Said one tabloid reader, "I have no idea who that is."

What's strange about Amy Winehouse's death -- what makes me, at least, feel extremely uncomfortable about the knowing way it's been covered, the "Could she have been helped? Was fame too much? What would she have been without the drugs?" variety of celebrity self-help-at-a-distance article -- is that her looming presence in the public consciousness was inflated and eventually maintained mostly by the prospect of her eventual breakdown. Where does sadness stop and complicity begin when public demand and the press's desire to fill that demand turns a talented, extremely troubled singer into an extremely troubled public figure?

Amy Winehouse the boring 28-year-old club singer who lives in an apartment with cats could have produced the same music, died in a cat-related accident, and gotten perhaps a day of back-page coverage.

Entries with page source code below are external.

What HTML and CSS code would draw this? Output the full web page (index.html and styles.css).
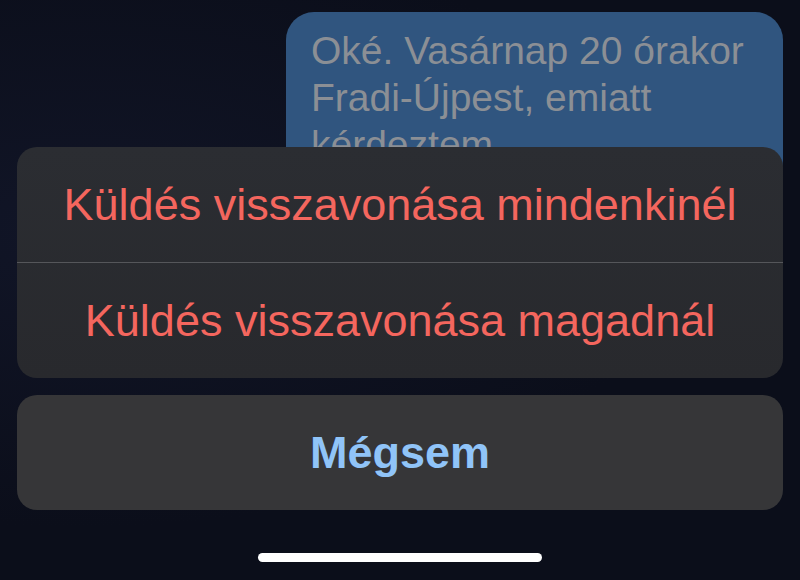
FILE: index.html
```html
<!DOCTYPE html>
<html lang="hu">
<head>
  <meta charset="UTF-8">
  <meta name="viewport" content="width=device-width, initial-scale=1.0">
  <title>Üzenet</title>
  <link rel="stylesheet" href="styles.css">
</head>
<body>
  <div class="screen">
    <!-- beszélgetés -->
    <div class="chat">
      <div class="bubble">Oké. Vasárnap 20 órakor Fradi-Újpest, emiatt kérdeztem</div>
    </div>

    <!-- action sheet -->
    <div class="sheet">
      <div class="group">
        <div class="action destructive">Küldés visszavonása mindenkinél</div>
        <div class="action destructive">Küldés visszavonása magadnál</div>
      </div>
      <div class="cancel">Mégsem</div>
      <div class="home-bar"></div>
    </div>
  </div>
</body>
</html>
```

FILE: styles.css
```css
* {
  box-sizing: border-box;
}
html, body {
  margin: 0;
  height: 100%;
}
body {
  font-family: "Liberation Sans", Arial, sans-serif;
  background: #0b0e1a;
  overflow: hidden;
}
.screen {
  position: relative;
  width: 800px;
  height: 580px;
  background: radial-gradient(ellipse at 10% 40%, #111527 0%, #0b0e1a 60%);
}
.chat {
  display: flex;
  justify-content: flex-end;
  padding: 12px 17px 0 0;
}
.bubble {
  width: 497px;
  background: #30557f;
  color: #8b8f95;
  font-size: 39px;
  line-height: 47px;
  padding: 15px 25px 20px;
  border-radius: 28px;
}
.sheet {
  position: absolute;
  left: 0;
  right: 0;
  top: 147px;
  bottom: 0;
  padding: 0 17px;
  display: flex;
  flex-direction: column;
}
.group {
  background: linear-gradient(180deg, #2b2d32 0%, #28292d 100%);
  border-radius: 20px;
  overflow: hidden;
}
.action {
  height: 115px;
  display: flex;
  align-items: center;
  justify-content: center;
  font-size: 45px;
}
.action + .action {
  height: 116px;
  border-top: 1px solid #55565a;
}
.destructive {
  color: #f4665e;
}
.cancel {
  margin-top: 17px;
  height: 115px;
  background: #363638;
  border-radius: 20px;
  display: flex;
  align-items: center;
  justify-content: center;
  font-size: 45px;
  font-weight: bold;
  color: #90c4f8;
}
.home-bar {
  width: 284px;
  height: 9px;
  margin: 43px auto 0;
  background: #ffffff;
  border-radius: 5px;
}
```
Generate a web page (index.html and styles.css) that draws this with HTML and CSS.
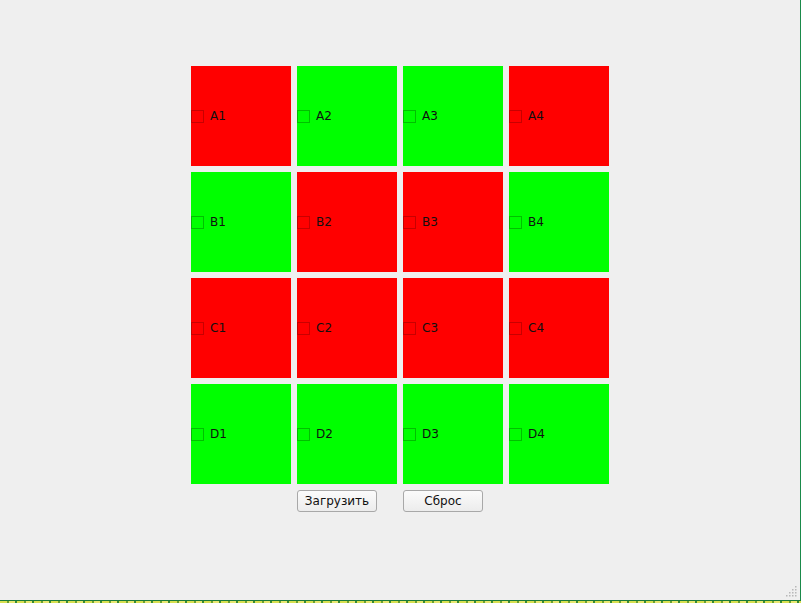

The press-public-marketing feedback loop didn't make the real Amy Winehouse a drug addict and it probably didn't accelerate her death, but it's managed to obscure the fact that hundreds of thousands of people who never heard "Rehab" all the way through, let alone Frank, were interested in Winehouse, at the end, only because she had become a story -- a face that stumbled around in pictures and forgot the words to songs, whatever those words happened to be.

That's a disservice. Winehouse's personal demons as they intersected with her music were interesting and relevant, given her insistence on playing that self-destructive character in songs and interviews. Winehouse's personal demons by themselves, as they were over the weekend, make me wonder what we really want out of our artists, besides column inches.